Complete games are a thing of the past in baseball -- especially for the Brewers.
By RYAN KARTJEFS Wisconsin
MILWAUKEE — With his bullpen overused and struggling in its last few outings, Milwaukee Brewers manager Ron Roenicke made a joking plea on Wednesday to starting pitcher Yovani Gallardo.
"A nine-inning shutout would be really nice," Roenicke said, with a laugh.
But in the past two seasons for the Brewers — and really for all of MLB — complete, nine-inning performances from starting pitchers have been extraordinarily rare. Or, well, rarer than they ever have been.
Since Roenicke took over before the 2011 season, the Brewers have had just one complete game on the books — a nine-inning effort from Gallardo in April 2011. But since then, Milwaukee has used its bullpen in every single game. Even before Roenicke arrived in Milwaukee, the Brewers had accumulated just four complete games in the previous two seasons, down significantly from the 12 nine-inning starts by Milwaukee in the 2008 season, which included seven from C.C. Sabathia and five from Ben Sheets.
Around baseball, the complete game has become a seemingly lost art, with the league lead this season at just three — shared by the Mets' R.A. Dickey, the White Sox's Jake Peavy, the Tigers' Justin Verlander and the Blue Jays' Brandon Morrow.
But by old-time standards, those three complete games are chump change. The all-time leader for complete games in baseball history, Cy Young, finished his 22-year career with a total of 749 nine-inning efforts. For perspective, that means he threw an average of 34 complete games every season.
Obviously, there's no way that will ever be replicated. But at the same time, it's a bit jarring to see how much further down the list baseball's active leader in complete games is. Phillies pitcher Roy Halladay has a measly 66 complete games -- good for 635th all-time.
So what changed in baseball that has caused more and more starting pitchers to be chased before the ninth inning?
"The trend is you're starting to see really good bullpens, setup guys, closers," Roenicke said. "And when you have those good guys down — like when we get to our eighth inning, we feel really good — so if there's a question mark and a guy has gone seven innings and you have that kind of bullpen, which most guys do, why stress a pitcher when you know you're going to need him for the whole season? Why not just go with your bullpen? That's what it's structured for."
The explanation holds up, considering the consistency the Brewers bullpen displayed prior to this season. Now though, with struggling relievers not just in Milwaukee but seemingly all over the majors, should the trend change?
Roenicke said there aren't many pitchers conditioned to throw nine-inning games, night in and night out, like Young would've been back in baseball's glory years.
"The big strong guy, you know the Halladays and those type pitchers, there's not many of them out there," Roenicke said. "It's hard.
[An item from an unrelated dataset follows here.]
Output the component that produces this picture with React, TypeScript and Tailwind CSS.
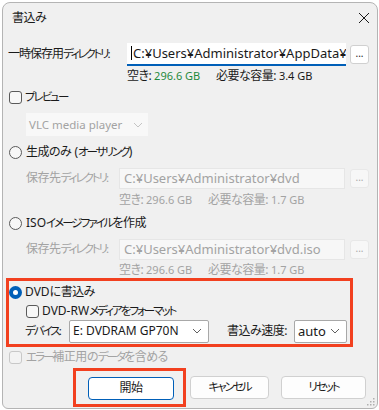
import React from "react";

const font = { fontFamily: '"Noto Sans", "Noto Sans CJK JP", sans-serif' };

// kanji-heavy Japanese text
const J: React.FC<{ children: React.ReactNode }> = ({ children }) => (
  <span className="text-[12px] tracking-[-0.5px] [font-feature-settings:'palt']">{children}</span>
);
// katakana / kana runs, narrow like Yu Gothic UI
const K: React.FC<{ children: React.ReactNode }> = ({ children }) => (
  <span className="text-[11.5px] tracking-[-2px] [font-feature-settings:'palt']">{children}</span>
);

const Chevron: React.FC<{ muted?: boolean }> = ({ muted }) => (
  <svg width="10" height="6" viewBox="0 0 10 6" className="shrink-0">
    <path d="M1 1l4 4 4-4" fill="none" stroke={muted ? "#c4c4c4" : "#606060"} strokeWidth="1" />
  </svg>
);

const Check: React.FC<{ disabled?: boolean }> = ({ disabled }) => (
  <span
    className={`w-[13px] h-[13px] rounded-[3px] border shrink-0 ${
      disabled ? "border-[#c8c8c8] bg-[#f3f3f3]" : "border-[#5a5a5a] bg-[#f7f7f7]"
    }`}
  />
);

const Radio: React.FC<{ checked?: boolean }> = ({ checked }) =>
  checked ? (
    <span className="w-[13px] h-[13px] rounded-full bg-[#005fb8] flex items-center justify-center shrink-0">
      <span className="w-[5px] h-[5px] rounded-full bg-white" />
    </span>
  ) : (
    <span className="w-[13px] h-[13px] rounded-full border border-[#5a5a5a] bg-[#f7f7f7] shrink-0" />
  );

const DotsButton: React.FC<{ disabled?: boolean }> = ({ disabled }) => (
  <div
    className={`w-[19px] h-[19px] rounded-[3px] border flex items-center justify-center text-[10px] leading-none pb-[3px] ${
      disabled ? "border-[#e8e8e8] bg-[#f7f7f7] text-[#a8a8a8]" : "border-[#d0d0d0] bg-white text-[#1a1a1a]"
    }`}
  >
    ...
  </div>
);

const PathRow: React.FC<{ path: string }> = ({ path }) => (
  <div className="h-[24px] flex items-center text-[#a3a3a3]">
    <span className="w-[116px] pl-[23px] shrink-0">
      <J>保存先</J>
      <K>ディレクトリ:</K>
    </span>
    <div className="w-[226px] h-[21px] border border-[#e6e6e6] bg-[#f7f7f7] flex items-center pl-[4px] overflow-hidden text-[13px]">
      {path}
    </div>
    <div className="ml-[5px]">
      <DotsButton disabled />
    </div>
  </div>
);

const SpaceRow: React.FC<{ need: string; h: string }> = ({ need, h }) => (
  <div className={`${h} flex items-center text-[#a3a3a3] pl-[116px] shrink-0 text-[11px]`}>
    <span className="w-[89px]">
      <J>空き:</J> 296.6 GB
    </span>
    <span>
      <J>必要な容量:</J> {need}
    </span>
  </div>
);

export default function App() {
  return (
    <div
      className="w-[379px] h-[410px] bg-white overflow-hidden text-[12px] leading-none whitespace-nowrap text-[#1a1a1a]"
      style={font}
    >
      <div className="ml-[2px] mt-[2px] w-[376px] h-[407px] rounded-t-[8px] rounded-b-[6px] border border-[#b4b4b4] bg-[#f0f0f0] flex flex-col relative">
        <div className="h-[29px] flex items-center justify-between pl-[9px] pr-[7px] shrink-0">
          <J>書込み</J>
          <svg width="12" height="12" viewBox="0 0 12 12">
            <path d="M1 1l10 10M11 1L1 11" stroke="#1a1a1a" strokeWidth="1" />
          </svg>
        </div>

        <div className="mt-[10px] h-[24px] flex items-center shrink-0">
          <span className="w-[124px] pl-[5px] shrink-0">
            <span className="text-[12px] tracking-[-1px] [font-feature-settings:'palt']">一時保存用</span>
            <span className="text-[11.5px] tracking-[-2.2px] [font-feature-settings:'palt']">ディレクトリ:</span>
          </span>
          <div className="w-[219px] h-[23px] bg-white border-b-2 border-[#005fb8] flex items-center pl-[4px] overflow-hidden text-[13px]">
            <span className="w-px h-[14px] bg-black mr-[1px] shrink-0" />
            C:¥Users¥Administrator¥AppData¥Local¥Temp
          </div>
          <div className="ml-[4px]">
            <DotsButton />
          </div>
        </div>

        <div className="h-[20px] flex items-center pl-[124px] shrink-0 text-[11px]">
          <span className="w-[89px]">
            <J>空き:</J> <span className="text-[#1f8a3c]">296.6 GB</span>
          </span>
          <span>
            <J>必要な容量:</J> 3.4 GB
          </span>
        </div>

        <div className="h-[22px] flex items-center gap-[3px] pl-[6px] shrink-0">
          <Check />
          <K>プレビュー</K>
        </div>

        <div className="h-[30px] pl-[23px] pt-[5px] shrink-0">
          <div className="w-[122px] h-[23px] bg-[#f8f8f8] flex items-center justify-between pl-[3px] pr-[5px] text-[#a3a3a3] text-[11.5px]">
            <span>VLC media player</span>
            <Chevron muted />
          </div>
        </div>

        <div className="h-[28px] flex items-center gap-[4px] pl-[6px] shrink-0">
          <Radio />
          <span>
            <J>生成のみ</J> (<K>オーサリング</K>)
          </span>
        </div>
        <PathRow path="C:¥Users¥Administrator¥dvd" />
        <SpaceRow need="1.7 GB" h="h-[20px]" />

        <div className="h-[26px] flex items-center gap-[4px] pl-[6px] shrink-0">
          <Radio />
          <span>
            ISO<K>イメージファイル</K>
            <J>を作成</J>
          </span>
        </div>
        <div className="h-[26px] flex items-center shrink-0">
          <div className="w-full">
            <PathRow path="C:¥Users¥Administrator¥dvd.iso" />
          </div>
        </div>
        <SpaceRow need="1.7 GB" h="h-[16px]" />

        <div className="ml-[3px] w-[347px] border-[3px] border-[#f2401f] pb-[1px] shrink-0">
          <div className="h-[22px] flex items-center gap-[3px]">
            <Radio checked />
            <span>
              DVD<J>に書込み</J>
            </span>
          </div>
          <div className="h-[16px] flex items-center gap-[3px] pl-[17px]">
            <Check />
            <span>
              DVD-RW<K>メディアをフォーマット</K>
            </span>
          </div>
          <div className="h-[24px] flex items-center pl-[16px]">
            <span className="w-[44px] shrink-0">
              <K>デバイス:</K>
            </span>
            <div className="w-[140px] h-[23px] bg-white border border-[#a8a8a8] rounded-[2px] flex items-center justify-between pl-[3px] pr-[6px]">
              <span>E: DVDRAM GP70N</span>
              <Chevron />
            </div>
            <span className="ml-[18px] w-[67px] shrink-0">
              <J>書込み速度:</J>
            </span>
            <div className="w-[53px] h-[23px] bg-white border border-[#a8a8a8] rounded-[2px] flex items-center justify-between pl-[3px] pr-[6px] text-[13px]">
              <span>auto</span>
              <Chevron />
            </div>
          </div>
        </div>

        <div className="h-[20px] flex items-center gap-[4px] pl-[6px] text-[#a3a3a3] shrink-0">
          <Check disabled />
          <span>
            <K>エラー</K>
            <J>補正用の</J>
            <K>データ</K>
            <J>を含める</J>
          </span>
        </div>

        <div className="h-[40px] flex items-center shrink-0">
          <div className="ml-[70px] w-[113px] h-[39px] border-[3px] border-[#f2401f] pl-[12px] pt-[6px]">
            <div className="w-[86px] h-[23px] bg-white border border-[#005fb8] rounded-[4px] flex items-center justify-center">
              <J>開始</J>
            </div>
          </div>
          <div className="ml-[4px] w-[79px] h-[23px] bg-[#fdfdfd] border border-[#d0d0d0] rounded-[4px] flex items-center justify-center">
            <K>キャンセル</K>
          </div>
          <div className="ml-[12px] w-[85px] h-[23px] bg-[#fdfdfd] border border-[#d0d0d0] rounded-[4px] flex items-center justify-center">
            <K>リセット</K>
          </div>
        </div>

        <svg width="8" height="8" viewBox="0 0 8 8" className="absolute right-[2px] bottom-[2px]">
          <rect x="6" y="0" width="1.5" height="1.5" fill="#b0b0b0" />
          <rect x="3" y="3" width="1.5" height="1.5" fill="#b0b0b0" />
          <rect x="6" y="3" width="1.5" height="1.5" fill="#b0b0b0" />
          <rect x="0" y="6" width="1.5" height="1.5" fill="#b0b0b0" />
          <rect x="3" y="6" width="1.5" height="1.5" fill="#b0b0b0" />
          <rect x="6" y="6" width="1.5" height="1.5" fill="#b0b0b0" />
        </svg>
      </div>
    </div>
  );
}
I think back when I was playing with Fernando Valenzuela, you think about him throwing 160 pitches a game all the time. You knew, he could do that 10 games in a row. But did that shorten his career some? I don't know, it may have."
Health concerns seem to have driven the trend toward shorter starts. These days, teams keep updated, detailed pitch counts and make those starts fit into a defined window.
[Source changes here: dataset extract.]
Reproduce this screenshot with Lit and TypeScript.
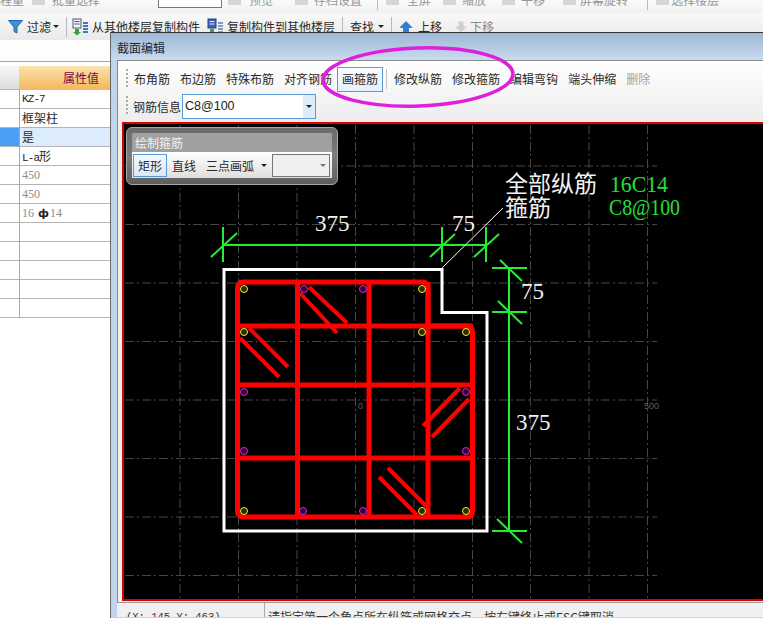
import { LitElement, html, css, svg } from "lit";
import { customElement } from "lit/decorators.js";

const VX = [180, 238.5, 297, 355.5, 414, 472.5, 530.5, 589, 647.5];
const HY = [166, 224.5, 283, 341.5, 400, 458.5, 517, 575.5];
const DOTS: [number, number, string][] = [
  [244, 289, "y"], [304, 289, "m"], [363, 289, "m"], [422, 289, "y"],
  [244, 332, "y"], [422, 332, "y"], [466, 332, "y"],
  [244, 392, "m"], [466, 392, "m"], [244, 451, "m"], [466, 451, "m"],
  [244, 511, "y"], [303, 511, "m"], [363, 511, "m"], [422, 511, "y"], [466, 511, "y"],
];
const HOOKS = [
  [300, 293, 337, 333], [309, 287, 347, 323],
  [240, 338, 279, 377], [249, 328, 288, 367],
  [460, 388, 423, 426], [469, 399, 432, 437],
  [379, 477, 417, 515], [388, 468, 426, 506],
];
const GREEN = [
  [223, 245, 487, 245], [223, 227, 223, 262], [211, 257, 237, 233],
  [442, 227, 442, 262], [430, 257, 455, 234], [486, 227, 486, 262], [474, 257, 499, 234],
  [509, 268, 509, 531], [492, 268, 527, 268], [500, 260, 522, 281],
  [492, 312, 527, 312], [498, 301, 522, 324], [492, 531, 527, 531], [497, 519, 522, 543],
];
const RED = [
  [297.5, 282, 297.5, 517], [369, 282, 369, 517], [428, 282, 428, 517],
  [237.5, 326, 472.5, 326], [237.5, 385, 472.5, 385], [237.5, 458, 472.5, 458],
];

function line(a: number[]) {
  return svg`<line x1=${a[0]} y1=${a[1]} x2=${a[2]} y2=${a[3]}></line>`;
}

@customElement("app-root")
export class AppRoot extends LitElement {
  static styles = css`
    :host {
      display: block;
      width: 763px;
      height: 618px;
      position: relative;
      overflow: hidden;
      background: #fff;
      font-family: "Noto Sans CJK SC", "Liberation Sans", sans-serif;
      font-size: 12px;
      color: #2a2a2a;
    }
    .top { height: 13px; overflow: hidden; background: linear-gradient(#fafafa, #f1f1f1); }
    .top-in { display: flex; align-items: center; height: 18px; margin-top: -10px; color: #969696; white-space: nowrap; }
    .combo-top { width: 62px; height: 15px; border: 1px solid #777; background: #fff; }
    .sq { width: 13px; height: 12px; background: #d6d6d6; }
    .vbar { width: 1px; height: 22px; background: #bbb; }
    .bar { height: 27px; display: flex; align-items: center; background: linear-gradient(#f9f9f9, #e9e9e9); white-space: nowrap; }
    .bar .sep { width: 1px; height: 20px; background: #b8b8b8; }
    .caret { width: 0; height: 0; border: 3px solid transparent; border-top: 3px solid #222; border-bottom: 0; }
    .dim { color: #8a8a8a; }
    .gap { height: 21px; border-bottom: 1px solid #a8a8a8; background: #fdfdfd; }
    .table { display: grid; grid-template-columns: 19px 91px; margin-top: 4px; width: 110px; }
    .hd0 { height: 24px; background: linear-gradient(#f7f7f7, #dcdcdc); border-bottom: 1px solid #b4b4b4; box-sizing: border-box; }
    .hd1 { height: 24px; background: linear-gradient(#fbe3ae, #f4b75c); box-sizing: border-box; text-align: right; padding-right: 11px; color: #7a0c3e; font-size: 12px; line-height: 24px; }
    .c0, .c1 { height: 19px; box-sizing: border-box; border-bottom: 1px solid #b4b4b4; line-height: 18px; white-space: nowrap; overflow: hidden; }
    .c1 { border-left: 1px solid #a8a8a8; padding-left: 2px; }
    .sel0 { background: #4a9ff5; }
    .sel1 { background: #ddecfc; }
    .mono { font-family: "Liberation Mono", monospace; font-size: 11px; letter-spacing: -0.9px; color: #222; }
    .num { font-family: "Liberation Serif", serif; font-size: 12px; color: #8c8c8c; }
    .sym { color: #222; font-weight: 700; font-size: 11px; font-family: "DejaVu Sans", sans-serif; margin: 0 1px; }

    .dialog {
      position: absolute; left: 110px; top: 32px; width: 653px; height: 586px;
      box-sizing: border-box; border-top: 1px solid #333; border-left: 1px solid #666;
      background: #c1d5ea; display: flex; flex-direction: column;
    }
    .title {
      height: 27px; flex: none; box-sizing: border-box; padding-left: 6px; line-height: 29px;
      background: linear-gradient(#9db7d5, #c9dbee); color: #1c2733;
    }
    .body {
      margin-left: 6px; height: 543px; flex: none; box-sizing: border-box;
      border-top: 1px solid #8a8a8a; border-left: 1px solid #8a8a8a; border-bottom: 1px solid #9a9a9a;
      background: linear-gradient(#fff, #ededed 60px, #efefef);
      display: flex; flex-direction: column;
    }
    .tb1 { height: 32px; flex: none; box-sizing: border-box; padding: 6px 0 0 8px; display: flex; align-items: flex-start; white-space: nowrap; }
    .tb2 { height: 29px; flex: none; box-sizing: border-box; padding: 1px 0 0 8px; display: flex; align-items: flex-start; white-space: nowrap; }
    .grip { width: 2px; height: 20px; margin: 2px 1px 0 0; background: repeating-linear-gradient(#aaa 0 2px, transparent 2px 4px); flex: none; }
    .it { padding: 0 5px; line-height: 23px; height: 23px; }
    .it.on { padding: 0 4px; height: 23px; line-height: 21px; border: 1px solid #5b9bd5; background: linear-gradient(#fafdff, #e4f0fb); }
    .it.off { color: #a2a2a2; }
    .tsep { width: 1px; height: 20px; background: #c2c2c2; margin: 2px 2px 0 3px; flex: none; }
    .lbl { margin-left: 4px; line-height: 25px; }
    .combo { width: 134px; height: 25px; margin-left: 1px; box-sizing: border-box; border: 1px solid #5b9bd5; background: #fff; display: flex; align-items: stretch; }
    .combo span { flex: 1; padding-left: 2px; line-height: 22px; font-family: "Liberation Sans", sans-serif; font-size: 12.5px; color: #222; }
    .combo i { width: 12px; background: #deebf8; display: flex; align-items: center; justify-content: center; }

    .canvas {
      margin-left: 4px; height: 479px; flex: none; box-sizing: border-box; position: relative;
      border: solid #e00000; border-width: 2px 0 2px 2px; background: #000;
    }
    .canvas svg { display: block; }
    .panel {
      position: absolute; left: 2px; top: 3px; width: 212px; height: 58px; box-sizing: border-box;
      padding: 5px; border: 1px solid #a8a8a8; border-radius: 6px;
      background: linear-gradient(#6a6a6a, #7c7c7c 50%, #5e5e5e);
    }
    .ptitle { height: 19px; background: #a0a0a0; color: #f2f2f2; line-height: 19px; padding-left: 3px; }
    .pbar { height: 26px; box-sizing: border-box; padding: 2px 0 0 1px; display: flex; align-items: flex-start; background: linear-gradient(#fff, #dedede); white-space: nowrap; }
    .pon { height: 23px; box-sizing: border-box; line-height: 21px; padding: 0 4px; border: 1px solid #5b9bd5; background: linear-gradient(#f4f9ff, #d9e8f8); }
    .pit { line-height: 23px; }
    .pcombo { width: 58px; height: 23px; box-sizing: border-box; border: 1px solid #777; background: #f0f0f0; display: flex; align-items: center; justify-content: flex-end; padding-right: 3px; margin-left: 5px; }
    .pcombo .caret { border-top-color: #777; }

    .status { height: 14px; flex: none; display: flex; overflow: hidden; background: #f0f0f0; white-space: nowrap; margin-left: 6px; padding-top: 0; }
    .status div { padding-top: 7px; line-height: 14px; color: #333; }
    .coord { width: 148px; box-sizing: border-box; padding-left: 9px; border-right: 1px solid #aaa; font-family: "Liberation Mono", monospace; font-size: 10.5px; }
    .msg { padding-left: 3px; }

    .ring { position: absolute; left: 315px; top: 38px; }
  `;

  private canvasSvg() {
    return html`<svg width="639" height="475" viewBox="124 124 639 475" xmlns="http://www.w3.org/2000/svg">
      <g stroke="#464646" stroke-width="1" stroke-dasharray="9 3 2 3" fill="none">
        ${VX.map((x) => svg`<line x1=${x} y1="125" x2=${x} y2="599"></line>`)}
        ${HY.map((y) => svg`<line x1="125" y1=${y} x2="657" y2=${y}></line>`)}
      </g>
      <g font-family="Liberation Sans, sans-serif" font-size="9" fill="#5f5f5f">
        <text x="358" y="409">0</text>
        <text x="644" y="409">500</text>
      </g>
      <path d="M224 269.5H442V312.5H487V531H224Z" fill="none" stroke="#fff" stroke-width="3"></path>
      <g stroke="#ff0000" fill="none">
        <path d="M243.5 282H422Q428 282 428 288V326H466.5Q472.5 326 472.5 332V511Q472.5 517 466.5 517H243.5Q237.5 517 237.5 511V288Q237.5 282 243.5 282Z" stroke-width="5"></path>
        <g stroke-width="5">${RED.map(line)}</g>
        <g stroke-width="4">${HOOKS.map(line)}</g>
      </g>
      ${DOTS.map(([x, y, k]) => svg`<circle cx=${x} cy=${y} r="3.5" fill=${k === "y" ? "#2a2a00" : "#3a003a"} stroke=${k === "y" ? "#f2f22a" : "#d22ad2"} stroke-width="1"></circle>`)}
      <g stroke="#22ee33" stroke-width="2" fill="none">${GREEN.map(line)}</g>
      <line x1="442" y1="268" x2="503" y2="208" stroke="#fff" stroke-width="1"></line>
      <g font-family="Liberation Serif, serif" font-size="23" fill="#f2f2f2">
        <text x="315" y="231">375</text>
        <text x="452" y="231">75</text>
        <text x="521" y="299">75</text>
        <text x="516" y="430">375</text>
      </g>
      <g font-family="Noto Sans CJK SC, sans-serif" font-size="23" fill="#f2f2f2">
        <text x="505" y="192">全部纵筋</text>
        <text x="505" y="216">箍筋</text>
      </g>
      <g font-family="Liberation Serif, serif" font-size="23" fill="#22e03a">
        <text x="610" y="192" textLength="58" lengthAdjust="spacingAndGlyphs">16C14</text>
        <text x="609" y="215" textLength="71" lengthAdjust="spacingAndGlyphs">C8@100</text>
      </g>
    </svg>`;
  }

  render() {
    return html`
      <div class="top"><div class="top-in">
        <span>程量</span><span class="sq" style="margin-left:8px"></span><span style="margin-left:7px">批量选择</span>
        <span class="combo-top" style="margin-left:58px"></span>
        <span class="sq" style="margin-left:6px"></span><span style="margin-left:8px">预览</span>
        <span class="sq" style="margin-left:22px"></span><span style="margin-left:6px">存档设置</span>
        <span class="vbar" style="margin-left:15px"></span>
        <span class="sq" style="margin-left:8px"></span><span style="margin-left:8px">全屏</span>
        <span class="sq" style="margin-left:12px"></span><span style="margin-left:6px">缩放</span>
        <span class="sq" style="margin-left:16px"></span><span style="margin-left:6px">平移</span>
        <span class="sq" style="margin-left:18px"></span><span style="margin-left:4px">屏幕旋转</span>
        <span class="vbar" style="margin-left:19px"></span>
        <span class="sq" style="margin-left:8px"></span><span style="margin-left:2px">选择楼层</span>
      </div></div>

      <div class="bar">
        <svg style="margin-left:8px" width="15" height="14" viewBox="0 0 15 14"><path d="M0.5 0.5H14.5L9 7V13L6 11.5V7Z" fill="#3f8fd8" stroke="#1f68b0" stroke-width="1"></path></svg>
        <span style="margin-left:4px">过滤</span>
        <span class="caret" style="margin-left:2px"></span>
        <span class="sep" style="margin-left:7px"></span>
        <svg style="margin-left:5px" width="17" height="18" viewBox="0 0 17 18"><rect x="1" y="1" width="8" height="9" fill="#eef2f8" stroke="#4a5a78"></rect><path d="M2.5 3.5H7.5M2.5 6H7.5" stroke="#4a5a78"></path><path d="M3 11H7V14H9L5 17.5L1 14H3Z" fill="#39a040"></path><path d="M11 5H16M11 8H16M11 11H16M11 14H16" stroke="#3b78c4" stroke-width="2"></path></svg>
        <span style="margin-left:3px">从其他楼层复制构件</span>
        <svg style="margin-left:7px" width="17" height="18" viewBox="0 0 17 18"><rect x="1" y="1" width="8" height="9" fill="#3c62b8" stroke="#26407e"></rect><path d="M2.5 3.5H7.5M2.5 6H7.5" stroke="#dfe7f6"></path><path d="M3 11H7V14H9L5 17.5L1 14H3Z" fill="#39a040"></path><path d="M11 5H16M11 8H16M11 11H16M11 14H16" stroke="#7f9cc4" stroke-width="2"></path></svg>
        <span style="margin-left:3px">复制构件到其他楼层</span>
        <span class="sep" style="margin-left:7px"></span>
        <span style="margin-left:7px">查找</span>
        <span class="caret" style="margin-left:4px"></span>
        <span class="sep" style="margin-left:7px"></span>
        <svg style="margin-left:7px" width="14" height="12" viewBox="0 0 14 12"><path d="M7 0.5L13 6.5H9.5V11.5H4.5V6.5H1Z" fill="#2f7fd8" stroke="#1c5ca8" stroke-width="0.6"></path></svg>
        <span style="margin-left:5px">上移</span>
        <svg style="margin-left:12px" width="14" height="12" viewBox="0 0 14 12"><path d="M7 11.5L13 5.5H9.5V0.5H4.5V5.5H1Z" fill="#cfcfcf"></path></svg>
        <span class="dim" style="margin-left:2px">下移</span>
      </div>
      <div class="gap"></div>

      <div class="table">
        <div class="hd0"></div><div class="hd1">属性值</div>
        <div class="c0"></div><div class="c1 mono">KZ-7</div>
        <div class="c0"></div><div class="c1">框架柱</div>
        <div class="c0 sel0"></div><div class="c1 sel1">是</div>
        <div class="c0"></div><div class="c1"><span class="mono">L-a</span>形</div>
        <div class="c0"></div><div class="c1 num">450</div>
        <div class="c0"></div><div class="c1 num">450</div>
        <div class="c0"></div><div class="c1 num">16 <span class="sym">ф</span>14</div>
        <div class="c0"></div><div class="c1"></div>
        <div class="c0"></div><div class="c1"></div>
        <div class="c0"></div><div class="c1"></div>
        <div class="c0"></div><div class="c1"></div>
        <div class="c0"></div><div class="c1"></div>
      </div>

      <div class="dialog">
        <div class="title">截面编辑</div>
        <div class="body">
          <div class="tb1">
            <span class="grip"></span>
            <span class="it">布角筋</span><span class="it">布边筋</span><span class="it">特殊布筋</span><span class="it">对齐钢筋</span>
            <span class="it on">画箍筋</span>
            <span class="tsep"></span>
            <span class="it">修改纵筋</span><span class="it">修改箍筋</span><span class="it">编辑弯钩</span><span class="it">端头伸缩</span><span class="it off">删除</span>
          </div>
          <div class="tb2">
            <span class="grip"></span>
            <span class="lbl">钢筋信息</span>
            <div class="combo"><span>C8@100</span><i><b class="caret"></b></i></div>
          </div>
          <div class="canvas">
            ${this.canvasSvg()}
            <div class="panel">
              <div class="ptitle">绘制箍筋</div>
              <div class="pbar">
                <span class="pon">矩形</span>
                <span class="pit" style="margin-left:5px">直线</span>
                <span class="pit" style="margin-left:10px">三点画弧</span>
                <span class="caret" style="margin:10px 0 0 7px"></span>
                <span class="pcombo"><span class="caret"></span></span>
              </div>
            </div>
          </div>
        </div>
        <div class="status">
          <div class="coord">(X: 145 Y: 463)</div>
          <div class="msg">请指定第一个角点所在纵筋或网格交点，按右键终止或ESC键取消</div>
        </div>
      </div>

      <svg class="ring" width="210" height="80" viewBox="315 38 210 80">
        <ellipse cx="418" cy="77" rx="95" ry="29" fill="none" stroke="#e01fdc" stroke-width="3.5" transform="rotate(-2 418 77)"></ellipse>
      </svg>
    `;
  }
}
"You want these guys to perform all year long, and if you're good enough to get into the playoffs, you want them strong for the playoffs," Roenicke said. "So I think by keeping their pitch count down and their innings totals down, it helps with their longevity and for years to come.
"You sign a guy like Yovani, we don't want him for just one, two years. We want him for five years to be really good. I think it all adds up to getting guys out of games early."
And with those health concerns and knowledge only growing as technology continues to advance, there's reason to believe that sooner rather than later, the complete game may become a once-in-a-season or once-in-a-few-seasons sort of occurrence.